Uma página de loucura foi o 35º longa-metragem dirigido pelo prolífico cineasta Teinosuke Kinugasa, e seu primeiro como produtor independente. Ele convidou como colaboradores um grupo de jovens escritores chamado Shinkankakuha [Grupo neossensorialista], cujos membros revolucionaram a literatura japonesa ao propor um estilo de prosa mais focado em comunicar as sensações e impressões imediatas da percepção humana do que na narrativa linear. O desenvolvimento da história original do filme ficou nas mãos do integrante do grupo Yasunari Kawabata, um romancista e escritor de contos que ganharia o Prêmio Nobel de Literatura mais de quatro décadas depois.

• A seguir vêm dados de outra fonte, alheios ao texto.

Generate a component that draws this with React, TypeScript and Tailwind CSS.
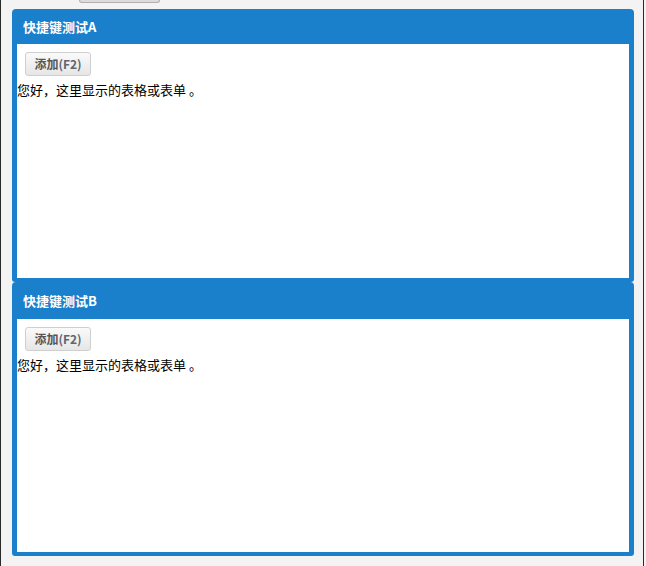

A obra resultante empregou uma grande variedade de truques e técnicas cinematográficas experimentais, como superimposições de imagens e dissoluções entre planos, ao longo de uma narrativa contada sem nenhum intertítulo para explicar a ação.
 
Uma página de loucura gerou uma comoção entre os críticos de cinema japoneses da época, que se dividiram entre o enaltecimento, ao considerá-lo o primeiro filme nacional com o padrão internacional das obras-primas do Expressionismo alemão e do Surrealismo francês, e o demérito, ao tratá-lo como incompreensível. Mas, mesmo tendo sido um sucesso de bilheteria e bem recebido entre profissionais da área de saúde, o filme logo se perdeu, como foi o caso da vasta maioria de filmes japoneses da época silenciosa. Kinugasa finalmente encontrou o negativo de Uma página de loucura em sua casa em 1971 e, em toda probabilidade, reeditou-o para dar ainda mais ênfase ao seu aspecto experimental.
 
Desde então, o filme tem circulado em diversas cópias de qualidade variável. A nova versão de Uma página de loucura que passará no IMS, confeccionada em 2021 pelo Arquivo Nacional de Cinema do Japão, restaura diversos aspectos do filme, entre eles o tamanho original das imagens (que foi diminuído com o acréscimo de uma banda sonora à película na década de 1970) e o tingimento azul do lançamento original, algo não exibido desde a década de 1920. A primeira exibição do filme será apresentada sem acompanhamento musical, e a segunda terá a participação ao vivo do acordeonista e compositor brasileiro Gabriel Levy.